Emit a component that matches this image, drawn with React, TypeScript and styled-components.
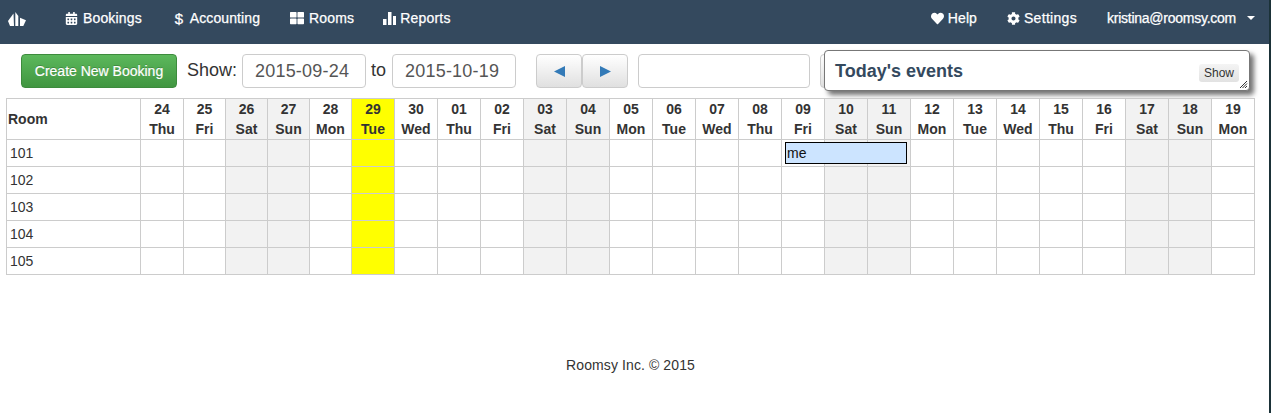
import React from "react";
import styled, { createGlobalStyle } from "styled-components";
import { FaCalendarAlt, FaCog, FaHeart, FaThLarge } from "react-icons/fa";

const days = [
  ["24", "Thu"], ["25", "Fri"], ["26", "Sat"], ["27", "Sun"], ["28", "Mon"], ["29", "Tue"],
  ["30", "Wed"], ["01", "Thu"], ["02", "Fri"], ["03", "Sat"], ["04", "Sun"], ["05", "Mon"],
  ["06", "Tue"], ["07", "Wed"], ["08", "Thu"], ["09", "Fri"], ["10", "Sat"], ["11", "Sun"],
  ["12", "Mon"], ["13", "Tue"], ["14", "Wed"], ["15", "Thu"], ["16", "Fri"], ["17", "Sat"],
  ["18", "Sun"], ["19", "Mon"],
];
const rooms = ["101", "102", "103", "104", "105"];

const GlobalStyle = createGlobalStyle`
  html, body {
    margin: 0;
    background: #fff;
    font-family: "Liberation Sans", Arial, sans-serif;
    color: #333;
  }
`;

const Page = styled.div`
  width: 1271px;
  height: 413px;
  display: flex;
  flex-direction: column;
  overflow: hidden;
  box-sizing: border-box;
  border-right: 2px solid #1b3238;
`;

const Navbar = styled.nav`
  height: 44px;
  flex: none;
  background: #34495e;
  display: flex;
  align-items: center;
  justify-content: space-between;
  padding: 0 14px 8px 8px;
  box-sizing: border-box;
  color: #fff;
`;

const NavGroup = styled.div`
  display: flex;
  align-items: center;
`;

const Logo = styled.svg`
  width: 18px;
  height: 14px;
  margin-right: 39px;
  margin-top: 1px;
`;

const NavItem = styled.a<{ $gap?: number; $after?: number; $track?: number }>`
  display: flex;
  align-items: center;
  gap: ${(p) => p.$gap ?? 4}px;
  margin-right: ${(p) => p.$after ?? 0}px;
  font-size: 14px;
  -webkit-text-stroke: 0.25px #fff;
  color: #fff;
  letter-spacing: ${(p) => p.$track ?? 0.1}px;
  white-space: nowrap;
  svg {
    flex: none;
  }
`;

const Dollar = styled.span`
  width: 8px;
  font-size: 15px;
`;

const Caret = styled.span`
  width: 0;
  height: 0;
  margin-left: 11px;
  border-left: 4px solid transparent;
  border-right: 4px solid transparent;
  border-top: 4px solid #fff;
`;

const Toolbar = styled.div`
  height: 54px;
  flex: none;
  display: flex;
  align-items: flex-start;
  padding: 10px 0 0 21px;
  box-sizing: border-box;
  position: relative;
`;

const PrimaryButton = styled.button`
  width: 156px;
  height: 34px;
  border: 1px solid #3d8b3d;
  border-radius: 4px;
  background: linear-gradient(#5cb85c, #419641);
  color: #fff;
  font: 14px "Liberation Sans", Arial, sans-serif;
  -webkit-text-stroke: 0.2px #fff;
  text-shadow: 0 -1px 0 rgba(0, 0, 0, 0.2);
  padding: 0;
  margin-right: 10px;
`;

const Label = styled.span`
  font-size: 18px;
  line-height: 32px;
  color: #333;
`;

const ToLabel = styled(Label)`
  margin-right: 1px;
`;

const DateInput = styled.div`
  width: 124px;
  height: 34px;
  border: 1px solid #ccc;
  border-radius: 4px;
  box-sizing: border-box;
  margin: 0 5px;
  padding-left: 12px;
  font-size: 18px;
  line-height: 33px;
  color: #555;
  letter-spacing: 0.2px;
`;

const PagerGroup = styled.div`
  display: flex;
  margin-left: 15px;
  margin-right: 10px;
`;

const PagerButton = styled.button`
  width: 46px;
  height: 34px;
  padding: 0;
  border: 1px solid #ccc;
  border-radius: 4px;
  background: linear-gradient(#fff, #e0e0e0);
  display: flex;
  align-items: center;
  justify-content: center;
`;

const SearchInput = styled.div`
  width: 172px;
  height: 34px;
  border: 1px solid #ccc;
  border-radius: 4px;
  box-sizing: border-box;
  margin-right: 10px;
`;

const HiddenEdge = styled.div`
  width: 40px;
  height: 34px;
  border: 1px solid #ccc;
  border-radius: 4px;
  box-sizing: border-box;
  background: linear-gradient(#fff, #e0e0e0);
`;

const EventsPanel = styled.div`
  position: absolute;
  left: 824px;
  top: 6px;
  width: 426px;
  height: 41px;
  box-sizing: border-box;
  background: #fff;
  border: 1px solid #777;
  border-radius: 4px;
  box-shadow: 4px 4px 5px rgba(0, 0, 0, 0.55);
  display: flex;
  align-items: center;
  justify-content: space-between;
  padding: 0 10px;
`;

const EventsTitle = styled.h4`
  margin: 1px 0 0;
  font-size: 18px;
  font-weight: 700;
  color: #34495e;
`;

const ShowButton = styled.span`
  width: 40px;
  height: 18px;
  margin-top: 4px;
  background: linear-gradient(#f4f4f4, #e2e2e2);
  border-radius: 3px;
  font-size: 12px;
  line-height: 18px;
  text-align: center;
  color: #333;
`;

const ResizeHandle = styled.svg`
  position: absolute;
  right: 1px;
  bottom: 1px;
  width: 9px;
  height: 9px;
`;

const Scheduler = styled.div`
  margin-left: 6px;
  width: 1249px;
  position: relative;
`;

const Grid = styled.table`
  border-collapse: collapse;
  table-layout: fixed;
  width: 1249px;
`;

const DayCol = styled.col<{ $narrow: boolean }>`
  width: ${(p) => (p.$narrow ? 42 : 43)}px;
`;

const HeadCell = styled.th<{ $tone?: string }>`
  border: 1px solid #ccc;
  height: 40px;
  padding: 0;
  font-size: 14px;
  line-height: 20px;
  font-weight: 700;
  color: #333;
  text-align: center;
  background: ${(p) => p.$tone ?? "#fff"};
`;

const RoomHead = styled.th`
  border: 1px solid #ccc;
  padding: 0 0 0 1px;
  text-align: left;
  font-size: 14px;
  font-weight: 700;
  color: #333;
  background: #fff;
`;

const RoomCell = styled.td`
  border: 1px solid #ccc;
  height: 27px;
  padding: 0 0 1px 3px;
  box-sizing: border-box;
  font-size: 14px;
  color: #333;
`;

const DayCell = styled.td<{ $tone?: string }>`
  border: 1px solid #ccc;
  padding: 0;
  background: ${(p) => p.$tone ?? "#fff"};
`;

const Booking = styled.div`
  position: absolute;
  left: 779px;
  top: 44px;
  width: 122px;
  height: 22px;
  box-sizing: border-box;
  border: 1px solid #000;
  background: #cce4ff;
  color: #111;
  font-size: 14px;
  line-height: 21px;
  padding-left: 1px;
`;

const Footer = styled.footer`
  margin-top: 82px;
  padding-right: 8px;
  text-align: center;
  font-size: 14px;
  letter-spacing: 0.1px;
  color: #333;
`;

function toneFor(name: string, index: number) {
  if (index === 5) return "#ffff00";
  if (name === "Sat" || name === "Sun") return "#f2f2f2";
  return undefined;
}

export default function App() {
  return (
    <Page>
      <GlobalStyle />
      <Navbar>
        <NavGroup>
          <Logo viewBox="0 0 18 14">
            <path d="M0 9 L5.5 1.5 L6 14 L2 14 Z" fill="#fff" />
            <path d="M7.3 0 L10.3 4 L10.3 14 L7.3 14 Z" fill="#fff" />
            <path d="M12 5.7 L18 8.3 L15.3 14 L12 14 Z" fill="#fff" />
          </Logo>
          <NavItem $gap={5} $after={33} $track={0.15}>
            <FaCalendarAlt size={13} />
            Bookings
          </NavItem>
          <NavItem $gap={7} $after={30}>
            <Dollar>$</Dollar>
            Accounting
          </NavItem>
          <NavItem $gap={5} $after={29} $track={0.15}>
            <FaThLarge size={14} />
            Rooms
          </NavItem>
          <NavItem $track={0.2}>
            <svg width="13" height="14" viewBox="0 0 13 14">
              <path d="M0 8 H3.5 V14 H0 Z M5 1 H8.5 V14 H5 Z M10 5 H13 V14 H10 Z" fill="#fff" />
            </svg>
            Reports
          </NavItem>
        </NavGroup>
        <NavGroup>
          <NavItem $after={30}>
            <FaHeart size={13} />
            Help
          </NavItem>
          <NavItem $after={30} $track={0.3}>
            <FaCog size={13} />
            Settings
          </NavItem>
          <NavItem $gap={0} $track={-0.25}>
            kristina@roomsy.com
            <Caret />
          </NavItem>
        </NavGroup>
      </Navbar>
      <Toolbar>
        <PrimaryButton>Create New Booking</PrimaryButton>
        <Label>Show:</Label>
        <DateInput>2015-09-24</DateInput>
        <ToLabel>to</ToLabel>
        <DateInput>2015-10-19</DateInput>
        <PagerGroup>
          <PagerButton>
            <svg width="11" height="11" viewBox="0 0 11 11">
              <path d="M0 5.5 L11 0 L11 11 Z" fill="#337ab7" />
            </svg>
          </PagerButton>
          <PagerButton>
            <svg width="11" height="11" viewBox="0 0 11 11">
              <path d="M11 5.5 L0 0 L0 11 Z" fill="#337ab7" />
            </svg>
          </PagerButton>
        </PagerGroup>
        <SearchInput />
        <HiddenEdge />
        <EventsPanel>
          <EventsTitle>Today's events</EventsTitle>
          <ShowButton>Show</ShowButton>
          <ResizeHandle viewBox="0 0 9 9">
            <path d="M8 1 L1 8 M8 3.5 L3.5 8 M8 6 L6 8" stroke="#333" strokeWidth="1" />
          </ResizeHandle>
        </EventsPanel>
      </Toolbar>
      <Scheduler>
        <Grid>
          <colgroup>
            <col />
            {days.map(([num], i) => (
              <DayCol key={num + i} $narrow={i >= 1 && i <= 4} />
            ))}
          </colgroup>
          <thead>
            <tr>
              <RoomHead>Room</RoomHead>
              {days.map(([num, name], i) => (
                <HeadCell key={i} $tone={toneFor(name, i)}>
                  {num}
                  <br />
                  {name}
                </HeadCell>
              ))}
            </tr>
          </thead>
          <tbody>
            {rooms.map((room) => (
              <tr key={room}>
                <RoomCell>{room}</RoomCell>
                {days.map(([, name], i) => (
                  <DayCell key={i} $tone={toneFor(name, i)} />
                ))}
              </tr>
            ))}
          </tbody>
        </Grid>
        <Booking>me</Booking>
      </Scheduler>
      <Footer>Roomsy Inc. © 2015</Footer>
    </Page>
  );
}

○ ○ ○ ○ ○

**Task instructions**:
Repeat only what lies between the start of the data and the end of the line containing "FaCog, FaHeart, FaThLarge", exactly, with pictures left out.

**Response**:
Emit a component that matches this image, drawn with React, TypeScript and styled-components.
import React from "react";
import styled, { createGlobalStyle } from "styled-components";
import { FaCalendarAlt, FaCog, FaHeart, FaThLarge } from "react-icons/fa";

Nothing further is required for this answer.